In Los Angeles, it is hard to believe the old man even exists. But out here, he seems the only true thing that exists. He seems welded to this landscape as if he was born right here where his trailer now sits. Life out here is so simple yet extreme. The old man lives an extreme life of simplicity and isolation in his desert trailer. But, as I said before, he knows more about freedom than any other Americans. And, why not. He is living in the grandest undeveloped pieces of nature today. Why wouldn’t he feel a sense of freedom?

So, here we are on this early morning in late October. An important meeting with the old man. He’s quickly called all of us together. He’s agitated in a state I’ve never seen him in before since I’ve been an officer in the organization.

“Something big is planned for July 4th,” he says.

_____________________________________________________________

 

Early Version of Desert Patriot (With more of a morning sky. Suggest this background photo substituted for the above)

Desert Patriot (Shot With a Different Background) 

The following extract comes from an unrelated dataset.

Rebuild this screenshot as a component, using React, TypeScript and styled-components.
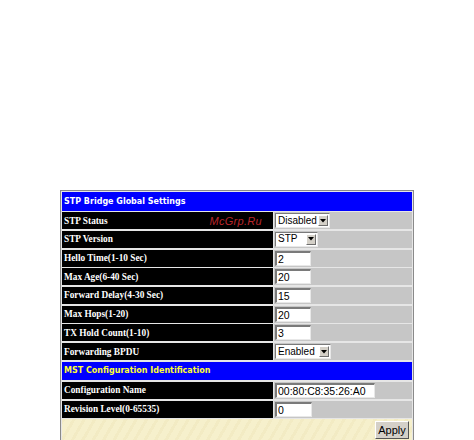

2 thoughts on “Desert Patriot

  1. I love it John…Thinking of the man, who served his country.. Then with talent and an artist’s soul he entered
    the film industry and succeeded….Evidently something was missing, later he decided to move to the desert and what he found was an inter peace ,as he became closer to God, through the beauty of this desert. He discovered the real truth of happiness, the daily gifts God gives us if we open our heart to them. A very smart, fortunate man who didn’t waste his time while he, the Desert Patriot was here. So this is my thoughts as I looked at the scene and read what you wrote…Very enjoyable John.